We lined the walls of the capital with the artwork and helped convince people that Yosemite and, later, Yellowstone were worthless, as the legislation described…
SIEGEL: (Unintelligible) demonstrate that there was nothing, quote, "productive" you could do with this land in order to set it aside as a park.
Mr. BURNS: That's exactly right. You know, we had miners who wanted to exploit. I mean, Americans are an inquisitive and extractive people; some would say rapacious. We look at a river, and we think dam. We look at a beautiful stand of timber, and we think board feet. We look at a canyon, and we wonder what minerals we can extract.
And - so the national parks become a story not just of beauty and birds and that lovely little deer and feeding the bear cubs, but a huge conflict against very real forces in America, one that wants to preserve and one that wants to exploit.
SIEGEL: One point of this series - one point that you make - is that this idea of the national parks, in all of its many dimensions, is an American idea.

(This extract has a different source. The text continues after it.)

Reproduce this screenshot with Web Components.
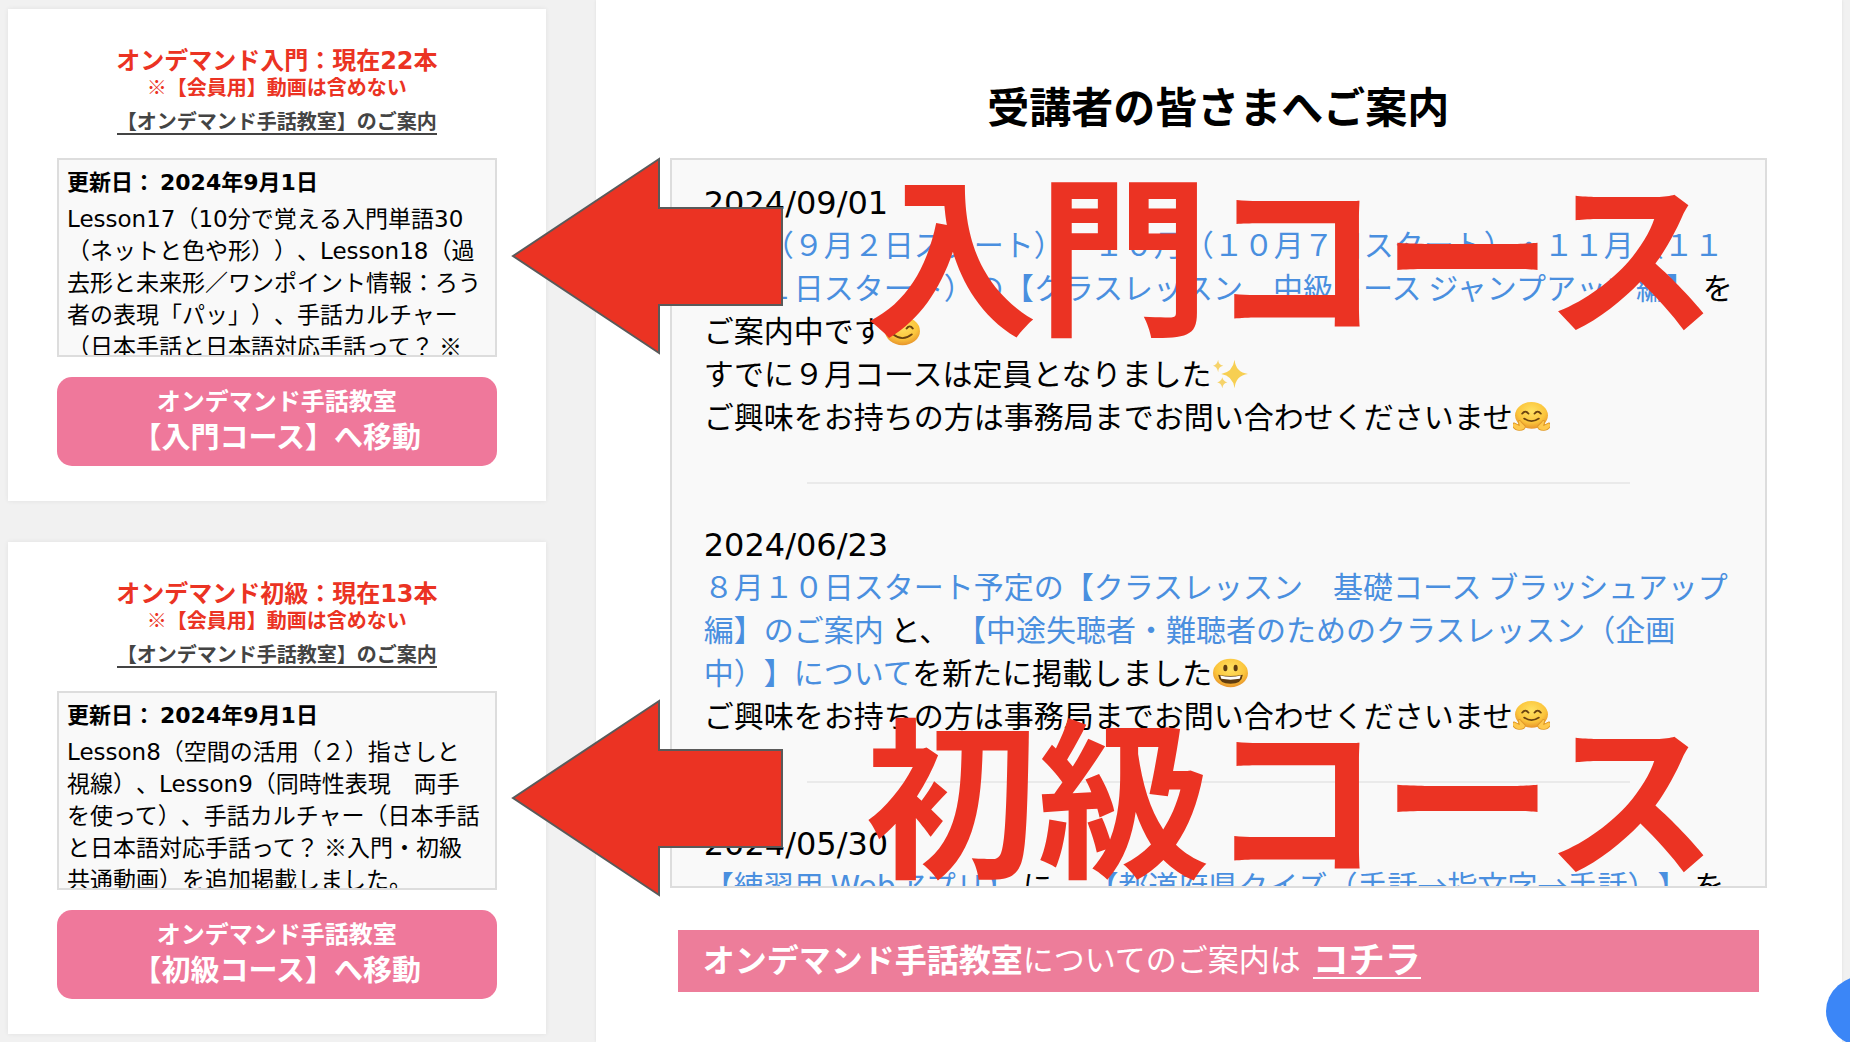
<!DOCTYPE html>
<html lang="ja">
<head>
<meta charset="utf-8">
<meta name="viewport" content="width=device-width, initial-scale=1">
<title>受講者の皆さまへご案内</title>
<style>
  :root {
    --jp: "Noto Sans CJK JP", sans-serif;
    --latin: "DejaVu Sans", "Noto Sans CJK JP", sans-serif;
    --red: #eb3323;
    --pink: #ef789b;
    --link: #4a8fdf;
  }
  html, body { height: 100%; }
  body {
    margin: 0;
    overflow: hidden;
    background: #f1f1f1;
    color: #000;
    font-family: var(--jp);
    text-spacing-trim: space-all;
  }
  .latin { font-family: var(--latin); line-height: 0; }
  notice-entry a { color: var(--link); text-decoration: none; }
</style>
</head>
<body>
<page-layout>
  <course-card slot="side" level="入門" count="22" updated="2024-9-1">
    <span class="latin">Lesson17</span>（<span class="latin">10</span>分で覚える入門単語<span class="latin">30</span><br>（ネットと色や形））、<span class="latin">Lesson18</span>（過<br>去形と未来形／ワンポイント情報：ろう<br>者の表現「パッ」）、手話カルチャー<br>（日本手話と日本語対応手話って？ ※
  </course-card>
  <course-card slot="side" level="初級" count="13" updated="2024-9-1">
    <span class="latin">Lesson8</span>（空間の活用（２）指さしと<br>視線）、<span class="latin">Lesson9</span>（同時性表現　両手<br>を使って）、手話カルチャー（日本手話<br>と日本語対応手話って？ ※入門・初級<br>共通動画）を追加掲載しました。
  </course-card>

  <notice-board>
    <span slot="title">受講者の皆さまへご案内</span>
    <notice-entry date="2024/09/01"><a href="#jump">９月（９月２日スタート）・１０月（１０月７日スタート）・１１月（１１<br>月１１日スタート）の【クラスレッスン　中級コース ジャンプアップ編】</a> を<br>ご案内中です<emoji-icon name="smile"></emoji-icon><br>すでに９月コースは定員となりました<emoji-icon name="sparkles"></emoji-icon><br>ご興味をお持ちの方は事務局までお問い合わせくださいませ<emoji-icon name="hug"></emoji-icon></notice-entry>
    <notice-entry date="2024/06/23"><a href="#brush">８月１０日スタート予定の【クラスレッスン　基礎コース ブラッシュアップ<br>編】のご案内</a> と、 <a href="#plan">【中途失聴者・難聴者のためのクラスレッスン（企画<br>中）】について</a>を新たに掲載しました<emoji-icon name="grin"></emoji-icon><br>ご興味をお持ちの方は事務局までお問い合わせくださいませ<emoji-icon name="hug"></emoji-icon></notice-entry>
    <notice-entry date="2024/05/30"><a href="#app">【練習用 <span class="latin">Web</span>アプリ】</a> に、 <a href="#quiz">【都道府県クイズ（手話→指文字→手話）】</a> を</notice-entry>
  </notice-board>
  <info-banner><b slot="lead">オンデマンド手話教室</b>についてのご案内は<a slot="link" href="#here">コチラ</a></info-banner>

  <course-callout slot="overlay" class="first">入門コース</course-callout>
  <course-callout slot="overlay" class="second">初級コース</course-callout>
  <chat-button slot="overlay"></chat-button>
</page-layout>

<script>
const define = (name, html, after) => {
  const template = document.createElement('template');
  template.innerHTML = html;
  customElements.define(name, class extends HTMLElement {
    constructor() {
      super();
      this.attachShadow({ mode: 'open' }).append(template.content.cloneNode(true));
    }
    connectedCallback() { if (after) after(this, this.shadowRoot); }
  });
};

define('page-layout', `
  <style>
    :host { display: flex; position: relative; height: 100%; overflow: hidden; }
    aside { box-sizing: border-box; width: 32.2%; padding: 9px 50px 9px 8px; display: flex; flex-direction: column; gap: 41px; }
    main { flex: 1; min-width: 0; margin-right: 8px; background: #fff; padding: 75px 75px 0 74px; box-shadow: 0 0 3px rgba(0,0,0,.08); }
    ::slotted(course-callout) { position: absolute; left: 27.6%; }
    ::slotted(.first) { top: 157px; }
    ::slotted(.second) { top: 699px; }
    ::slotted(chat-button) { position: absolute; right: -58px; bottom: -5px; }
  </style>
  <aside><slot name="side"></slot></aside>
  <main><slot></slot></main>
  <slot name="overlay"></slot>`);

define('course-card', `
  <style>
    :host { display: block; background: #fff; padding: 33px 49px 35px; box-shadow: 0 0 5px rgba(0,0,0,.07); text-align: center; white-space: nowrap; }
    h2, p { margin: 0; color: var(--red); font-weight: bold; }
    h2 { font-size: 24px; line-height: 33px; }
    p { font-size: 20px; line-height: 24px; }
    .latin { font-family: var(--latin); line-height: 0; }
    .guide { display: inline-block; vertical-align: top; margin-top: 10px; font-size: 20px; line-height: 24px; font-weight: bold; color: #444; text-decoration: none; border-bottom: 2px solid #444; }
    .log { box-sizing: border-box; height: 199px; margin-top: 23px; padding: 4px 8px 0; border: 2px solid #ddd; background: #f9f9f9; overflow: hidden; text-align: left; font-size: 23px; line-height: 32px; }
    .log strong { display: block; margin-bottom: 5px; font-size: 22px; line-height: 32px; }
    .go { display: block; margin-top: 20px; padding: 5px 0 13px; border-radius: 15px; background: var(--pink); color: #fff; font-weight: bold; font-size: 24px; line-height: 36px; text-decoration: none; }
    .go span { display: block; font-size: 29px; line-height: 35px; }
  </style>
  <h2>オンデマンド<span class="level"></span>：現在<span class="latin count"></span>本</h2>
  <p>※【会員用】動画は含めない</p>
  <a class="guide" href="#guide">【オンデマンド手話教室】のご案内</a>
  <div class="log"><strong>更新日： <span class="latin y"></span>年<span class="latin m"></span>月<span class="latin d"></span>日</strong><slot></slot></div>
  <a class="go" href="#course">オンデマンド手話教室<span class="to"></span></a>`,
  (el, root) => {
    const set = (sel, text) => { root.querySelector(sel).textContent = text; };
    const level = el.getAttribute('level');
    const [y, m, d] = el.getAttribute('updated').split('-');
    set('.level', level);
    set('.count', el.getAttribute('count'));
    set('.y', y); set('.m', m); set('.d', d);
    set('.to', '【' + level + 'コース】へ移動');
  });

define('notice-board', `
  <style>
    :host { display: block; }
    h1 { margin: 0; font-size: 42px; line-height: 60px; text-align: center; font-weight: bold; }
    .scroll { box-sizing: border-box; height: 730px; margin-top: 23px; padding: 22px 32px 0; border: 2px solid #ddd; background: #f9f9f9; overflow: hidden; }
  </style>
  <h1><slot name="title"></slot></h1>
  <div class="scroll"><slot></slot></div>`);

define('notice-entry', `
  <style>
    :host { display: block; font-size: 30px; line-height: 43px; white-space: nowrap; }
    time { display: block; height: 40px; font-family: var(--latin); font-size: 32px; }
    hr { width: 80%; height: 2px; margin: 45px auto 40px; border: 0; background: #eaeaea; }
  </style>
  <time></time><slot></slot><hr>`,
  (el, root) => { root.querySelector('time').textContent = el.getAttribute('date'); });

define('info-banner', `
  <style>
    :host { display: flex; box-sizing: border-box; align-items: center; height: 62px; margin: 42px 8px 0; padding: 0 25px 6px; background: #ed7d9a; color: #fff; font-size: 31px; line-height: 40px; white-space: nowrap; }
    ::slotted(b) { font-size: 32px; }
    ::slotted(a) { margin-left: 12px; font-size: 36px; font-weight: bold; color: #fff; text-decoration: none; border-bottom: 2px solid #fff; }
  </style>
  <slot name="lead"></slot><slot></slot><slot name="link"></slot>`);

define('course-callout', `
  <style>
    :host { display: flex; align-items: flex-start; gap: 81px; color: var(--red); font-size: 172px; line-height: 180px; font-weight: bold; white-space: nowrap; pointer-events: none; }
    svg { flex: none; display: block; }
  </style>
  <svg width="274" height="198" viewBox="0 0 274 198" aria-hidden="true"><path d="M2 99 148 2V51H271V148H148V196Z" fill="#eb3323" stroke="#5a5a5a" stroke-width="2"/></svg>
  <span><slot></slot></span>`);

const faces = {
  smile: `<circle cx="18" cy="18" r="17" fill="url(#g)"/><path d="M8 15q3-5 6 0M22 15q3-5 6 0" fill="none" stroke="#6b4310" stroke-width="2" stroke-linecap="round"/><path d="M9 22q9 9 18 0" fill="none" stroke="#6b4310" stroke-width="2" stroke-linecap="round"/>`,
  hug: `<circle cx="18" cy="16" r="16" fill="url(#g)"/><path d="M9 14q3-5 6 0M21 14q3-5 6 0" fill="none" stroke="#6b4310" stroke-width="2" stroke-linecap="round"/><path d="M11 20q7 6 14 0" fill="none" stroke="#6b4310" stroke-width="2" stroke-linecap="round"/><path d="M1 25l5 3-1-5q2-2 3 1l4 5q0 5-6 5-4 0-6-4-2-2 1-5ZM35 25l-5 3 1-5q-2-2-3 1l-4 5q0 5 6 5 4 0 6-4 2-2-1-5Z" fill="#ffc94d" stroke="#e09a28" stroke-width="1"/>`,
  grin: `<circle cx="18" cy="18" r="17" fill="url(#g)"/><ellipse cx="13" cy="12" rx="2" ry="4" fill="#5f3c10"/><ellipse cx="23" cy="12" rx="2" ry="4" fill="#5f3c10"/><path d="M6 20q12 3 24 0-1 11-12 11T6 20Z" fill="#5f3c10"/><path d="M8 21q10 3 20 0l-1 4q-9 2-18 0Z" fill="#fff"/>`,
  sparkles: `<path d="M22 1q1 15 13 17-12 2-13 17-2-15-13-17 11-2 13-17Z" fill="#f7cf52"/><path d="M6 1q0 6 5 7-5 1-5 8-1-7-5-8 4-1 5-7ZM10 22q1 5 5 6-4 1-5 7-1-6-5-7 4-1 5-6Z" fill="#f6d36a"/>`
};
const labels = { smile: '😊', hug: '🤗', grin: '😃', sparkles: '✨' };

define('emoji-icon', `
  <style>
    :host { display: inline-block; width: 37px; height: 30px; vertical-align: -4px; line-height: 0; }
    svg { display: block; width: 100%; height: 100%; }
  </style>
  <svg viewBox="0 0 36 36" preserveAspectRatio="none" role="img">
    <defs><radialGradient id="g" cx=".5" cy=".35" r=".65"><stop offset="0" stop-color="#ffe263"/><stop offset=".65" stop-color="#fbc53c"/><stop offset="1" stop-color="#e8952c"/></radialGradient></defs>
    <g></g>
  </svg>`,
  (el, root) => {
    const name = el.getAttribute('name');
    root.querySelector('svg').setAttribute('aria-label', labels[name]);
    root.querySelector('g').innerHTML = faces[name];
  });

define('chat-button', `
  <style>
    :host { display: block; }
    button { display: block; width: 82px; height: 72px; padding: 0; border: 0; border-radius: 50%; background: #3b86f7; }
  </style>
  <button type="button" aria-label="チャット"></button>`);
</script>
</body>
</html>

Mr. BURNS: It's completely American. For the first time in human history, land was set aside not for kings or noblemen or the very rich, as all land had been disposed in all of human history before that, but for everybody and for all time. We invented it. And like the idea of freedom, it's a pretty good export, more than 200 countries, more than 4,500 parks around the world have copied us.
And if you ever go to Yosemite or Yellowstone or stand on the South Rim of the Grand Canyon, English is the third or fourth language you hear, after German and Japanese and French. And that's thrilling to understand that the world beats a path to our door for this very simple idea, what Wallace Stegner said, the best idea we've ever had.
SIEGEL: Ken Burns, thank you very much for talking with us.
Mr. BURNS: My pleasure.
SIEGEL: Filmmaker Ken Burns, talking about his new series, "The National Parks: America's Best Idea." It's a six-part series spanning 12 hours, and the first episode premieres Sunday night on PBS.
BRAND: You're listening to ALL THINGS CONSIDERED from NPR News.